Modern scholars estimate that Rome required over 1,000 shiploads of cargo annually for essential supplies like grain, wine, and olive oil. Tacitus’ account of a disaster in AD 62 at the Roman ports of Puteoli and Ostia, where 300 ships were destroyed by a storm and fire, illustrates the scale of Mediterranean trade. This event possibly linked to an earthquake caused by Mount Vesuvius, highlights the vulnerability of ancient maritime commerce.

Eastern trade significantly bolstered the Roman economy. Eastern goods were often low-weight and high-value, making them lucrative trade items. For instance, a single sack of black pepper was more valuable than over a ton of grain and had the advantages of long shelf life and easy storage. The taxation of these imports proved a profitable strategy for Rome, funding the Empire while introducing exotic goods to Roman and Mediterranean markets.
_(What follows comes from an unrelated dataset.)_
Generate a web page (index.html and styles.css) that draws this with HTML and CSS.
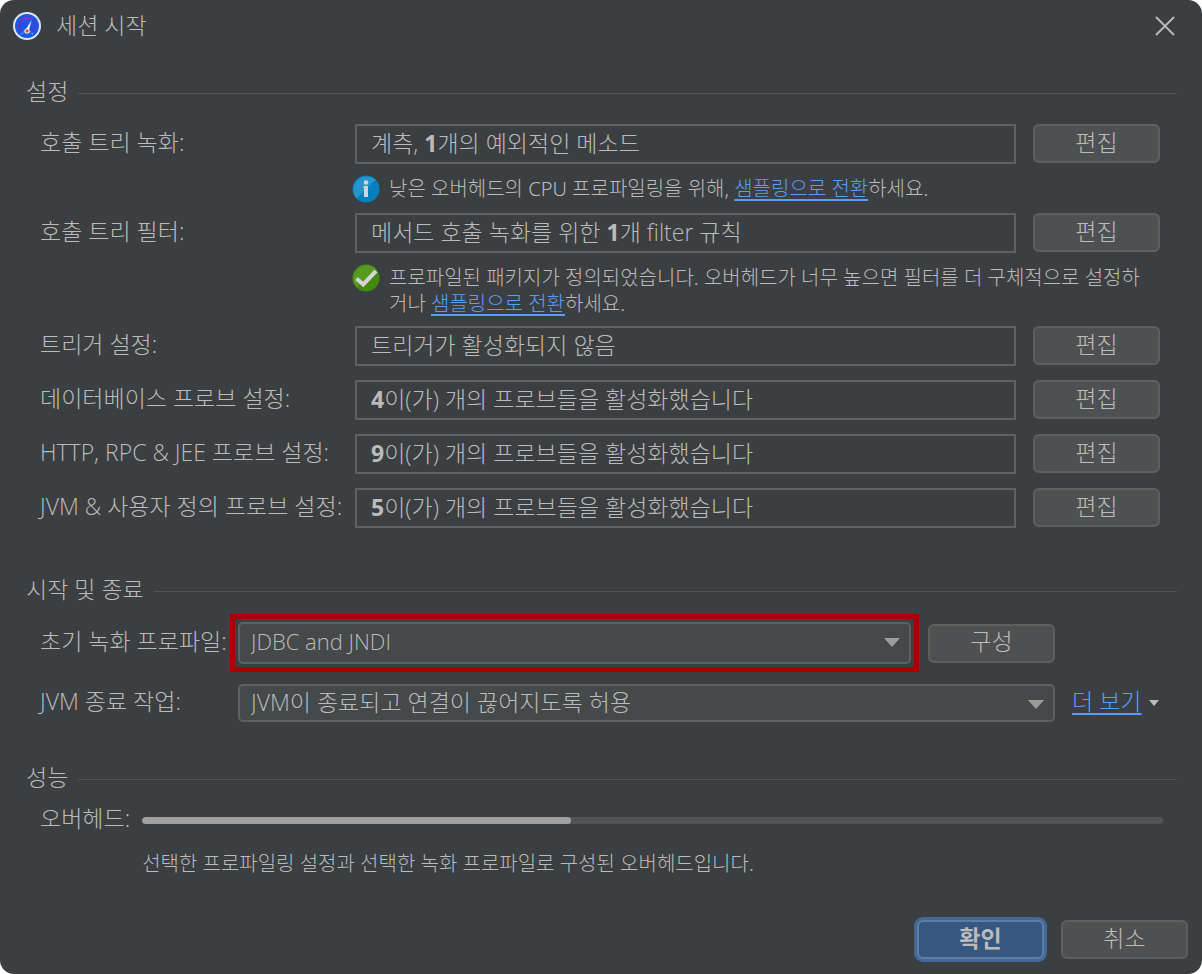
FILE: index.html
```html
<!DOCTYPE html>
<html lang="ko">

<head>
    <meta charset="UTF-8">
    <title>세션 시작</title>
    <link rel="stylesheet" href="styles.css">
</head>

<body>
    <main class="dialog">
        <header class="titlebar">
            <svg class="app-icon" viewBox="0 0 28 28" aria-hidden="true">
                <circle cx="14" cy="14" r="14" fill="#d9e6f8"/>
                <circle cx="14" cy="14" r="12" fill="#1f56e3"/>
                <path d="M7.5 18.5A8 8 0 1 1 20.5 18.5" fill="none" stroke="#5a35c8" stroke-width="1.6"/>
                <path d="M8 9A8 8 0 0 1 18.5 7.2" fill="none" stroke="#9a2fc4" stroke-width="1.6"/>
                <path d="M8 22.5A7 7 0 0 1 20 22.5" fill="none" stroke="#4f9cf0" stroke-width="1.4" stroke-dasharray="2 1"/>
                <path d="M18.6 8L15.6 19.4L12.4 18.2Z" fill="#f2f6ff"/>
                <circle cx="14" cy="19" r="2.6" fill="#fff"/>
                <circle cx="14" cy="19" r="1.7" fill="#f0452c"/>
            </svg>
            <h1>세션 시작</h1>
            <button class="close" aria-label="닫기">
                <svg viewBox="0 0 20 20"><path d="M1 1L19 19M19 1L1 19" stroke="#bbb" stroke-width="1.8"/></svg>
            </button>
        </header>

        <section class="settings">
            <h2>설정</h2>
            <div class="row">
                <span class="label">호출 트리 녹화:</span>
                <div class="field">계측, <b>1</b>개의 예외적인 메소드</div>
                <button>편집</button>
            </div>
            <div class="hint">
                <svg viewBox="0 0 28 28" aria-hidden="true">
                    <circle cx="14" cy="14" r="13.5" fill="#0480bd"/>
                    <path d="M4.5 23.5A13.5 13.5 0 0 1 23.5 4.5Z" fill="#2795cb"/>
                    <path d="M11.5 11H16V22H12V13H11.5Z" fill="#d4d4d4"/>
                    <circle cx="14" cy="7.5" r="2.3" fill="#d4d4d4"/>
                </svg>
                <p>낮은 오버헤드의 CPU 프로파일링을 위해, <a href="#">샘플링으로 전환</a>하세요.</p>
            </div>
            <div class="row">
                <span class="label">호출 트리 필터:</span>
                <div class="field">메서드 호출 녹화를 위한 <b>1</b>개 filter 규칙</div>
                <button>편집</button>
            </div>
            <div class="hint">
                <svg viewBox="0 0 28 28" aria-hidden="true">
                    <circle cx="14" cy="14" r="13.5" fill="#458911"/>
                    <path d="M4.5 23.5A13.5 13.5 0 0 1 23.5 4.5Z" fill="#559c1d"/>
                    <path d="M4.5 14.5L11.2 20.4L24 7" fill="none" stroke="#d4d4d4" stroke-width="4"/>
                </svg>
                <p>프로파일된 패키지가 정의되었습니다. 오버헤드가 너무 높으면 필터를 더 구체적으로 설정하거나 <a href="#">샘플링으로 전환</a>하세요.</p>
            </div>
            <div class="row">
                <span class="label">트리거 설정:</span>
                <div class="field">트리거가 활성화되지 않음</div>
                <button>편집</button>
            </div>
            <div class="row">
                <span class="label">데이터베이스 프로브 설정:</span>
                <div class="field"><b>4</b>이(가) 개의 프로브들을 활성화했습니다</div>
                <button>편집</button>
            </div>
            <div class="row">
                <span class="label">HTTP, RPC &amp; JEE 프로브 설정:</span>
                <div class="field"><b>9</b>이(가) 개의 프로브들을 활성화했습니다</div>
                <button>편집</button>
            </div>
            <div class="row">
                <span class="label">JVM &amp; 사용자 정의 프로브 설정:</span>
                <div class="field"><b>5</b>이(가) 개의 프로브들을 활성화했습니다</div>
                <button>편집</button>
            </div>
        </section>

        <section class="startup">
            <h2>시작 및 종료</h2>
            <div class="row">
                <label for="profile">초기 녹화 프로파일:</label>
                <div class="select highlight">
                    <select id="profile">
                        <option>JDBC and JNDI</option>
                    </select>
                    <svg viewBox="0 0 16 9" aria-hidden="true"><path d="M0 0H16L8 9Z" fill="#9c9c9c"/></svg>
                </div>
                <button>구성</button>
            </div>
            <div class="row">
                <label for="exit-action">JVM 종료 작업:</label>
                <div class="select wide">
                    <select id="exit-action">
                        <option>JVM이 종료되고 연결이 끊어지도록 허용</option>
                    </select>
                    <svg viewBox="0 0 16 9" aria-hidden="true"><path d="M0 0H16L8 9Z" fill="#9c9c9c"/></svg>
                </div>
                <div class="more">
                    <a href="#">더 보기</a>
                    <svg viewBox="0 0 10 6" aria-hidden="true"><path d="M0 0H10L5 6Z" fill="#bbb"/></svg>
                </div>
            </div>
        </section>

        <section class="performance">
            <h2>성능</h2>
            <div class="overhead">
                <label for="overhead">오버헤드:</label>
                <progress id="overhead" value="42" max="100"></progress>
                <p>선택한 프로파일링 설정과 선택한 녹화 프로파일로 구성된 오버헤드입니다.</p>
            </div>
        </section>

        <footer>
            <button class="primary">확인</button>
            <button>취소</button>
        </footer>
    </main>
</body>

</html>
```
FILE: styles.css
```css
* {
    box-sizing: border-box;
}

body {
    margin: 0;
    background: #fff;
    color: #bbb;
    font-family: "Noto Sans", "Noto Sans CJK KR", sans-serif;
    font-size: 23px;
    font-weight: 300;
    line-height: 28px;
}

h1,
h2,
p {
    margin: 0;
    font-size: inherit;
    font-weight: inherit;
}

.dialog {
    display: flex;
    flex-direction: column;
    min-height: 100vh;
    padding: 0 14px 15px 26px;
    background: #3c3f41;
    border-radius: 14px;
}

.titlebar {
    display: flex;
    align-items: center;
    gap: 15px;
    height: 52px;
    margin-left: -13px;
}

h1 {
    padding-bottom: 3px;
}

.app-icon {
    width: 28px;
    height: 28px;
}

button {
    width: 127px;
    height: 39px;
    padding: 0 0 4px;
    border: 2px solid #5e6060;
    border-radius: 6px;
    background: #4e5052;
    color: #bbb;
    font: inherit;
    line-height: 28px;
}

.close {
    width: 20px;
    height: 20px;
    margin-left: auto;
    margin-right: 13px;
    padding: 0;
    border: none;
    background: none;
}

.close svg {
    display: block;
}

section {
    margin-right: 11px;
}

h2 {
    display: flex;
    align-items: center;
    gap: 10px;
}

h2::after {
    content: "";
    flex: 1;
    height: 1px;
    margin-top: 4px;
    background: #515456;
}

.settings {
    margin-top: 25px;
}

.settings h2 {
    margin-bottom: 19px;
}

.row {
    display: grid;
    align-items: center;
    margin: 0 17px 14px 14px;
}

.settings .row {
    grid-template-columns: 315px 1fr 127px;
}

.settings button {
    align-self: start;
}

.label,
label {
    padding-bottom: 4px;
}

.label,
label,
.field,
select {
    font-family: "Open Sans", "Noto Sans CJK KR", sans-serif;
}

.field {
    height: 40px;
    margin-right: 17px;
    padding: 0 14px;
    border: 2px solid #5e6162;
    line-height: 34px;
}

.field b {
    font-weight: 700;
}

.hint {
    display: flex;
    align-items: flex-start;
    gap: 9px;
    margin: -3px 27px 10px 326px;
    font-size: 20px;
    line-height: 26px;
}

.hint svg {
    flex: none;
    width: 28px;
    height: 28px;
}

.hint p {
    padding-top: 1px;
    margin-bottom: -1px;
}

a {
    color: #589df6;
    text-decoration: underline;
    text-decoration-thickness: 2px;
    text-underline-offset: 3px;
}

.startup {
    margin-top: 33px;
}

.startup h2 {
    margin-bottom: 19px;
}

.startup .row {
    grid-template-columns: 198px 1fr 127px 105px;
    margin-bottom: 20px;
}

.select {
    position: relative;
    height: 42px;
    margin-right: 17px;
}

.wide {
    grid-column: 2 / 4;
    height: 38px;
    margin-right: 0;
}

.highlight {
    outline: 5px solid #a80000;
    outline-offset: 3px;
}

select {
    appearance: none;
    width: 100%;
    height: 100%;
    padding: 0 40px 4px 11px;
    border: 2px solid #5e6162;
    border-radius: 5px;
    background: #45494a;
    color: #bbb;
    font-size: inherit;
    font-weight: inherit;
}

.highlight select {
    font-size: 22px;
}

.select svg {
    position: absolute;
    top: 16px;
    right: 11px;
    width: 16px;
    height: 9px;
    pointer-events: none;
}

.more {
    display: flex;
    align-items: center;
    gap: 8px;
    padding-left: 17px;
    white-space: nowrap;
}

.more a {
    padding-bottom: 4px;
}

.more svg {
    flex: none;
    width: 10px;
    height: 6px;
}

.performance {
    margin-top: 21px;
}

.overhead {
    display: grid;
    grid-template-columns: auto 1fr;
    align-items: center;
    column-gap: 12px;
    row-gap: 14px;
    margin: 13px 14px 0 14px;
}

.overhead p {
    grid-column: 2;
    font-size: 20px;
}

progress {
    appearance: none;
    width: 100%;
    height: 7px;
    border: none;
    border-radius: 4px;
    background: #515456;
    overflow: hidden;
}

progress::-webkit-progress-bar {
    background: #515456;
}

progress::-webkit-progress-value {
    background: #a0a0a0;
    border-radius: 4px;
}

footer {
    display: flex;
    justify-content: flex-end;
    gap: 17px;
    margin-top: auto;
}

.primary {
    border-color: #5f7da2;
    background: #365880;
    box-shadow: 0 0 0 3px #43689a;
    font-weight: 700;
}
```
In contrast to the Republican era, where Rome relied on tributes from conquered territories, the Imperial era saw a shift to commerce-based wealth. Goods from regions like India, Arabia, and Babylon were common in Rome, not as tributes but as commercial imports. This shift is reflected in literary sources like Aristides, who marveled at the diverse goods available in Rome, and the Book of Revelations, which commented on the city’s reliance on international trade for its wealth and influence.

The Book of Revelations also foresaw Rome’s downfall through natural disasters, symbolically represented as the loss of its vast trade network. It highlights the city’s dependency on foreign goods, predicting that its decline would coincide with the severing of international connections. Over half of the commodities mentioned in Revelations were imports from beyond the Empire’s eastern borders, emphasizing the critical role of foreign trade in Rome’s economy.

The Empire faced a fundamental dilemma: its trade heavily relied on exporting finite resources like gold and silver bullion to Arabia, India, and China. This situation posed a long-term sustainability issue, as these resources were not inexhaustible. Rome’s economic supremacy, therefore, was tied to a precarious balance of maintaining its vast, yet finite, trade network.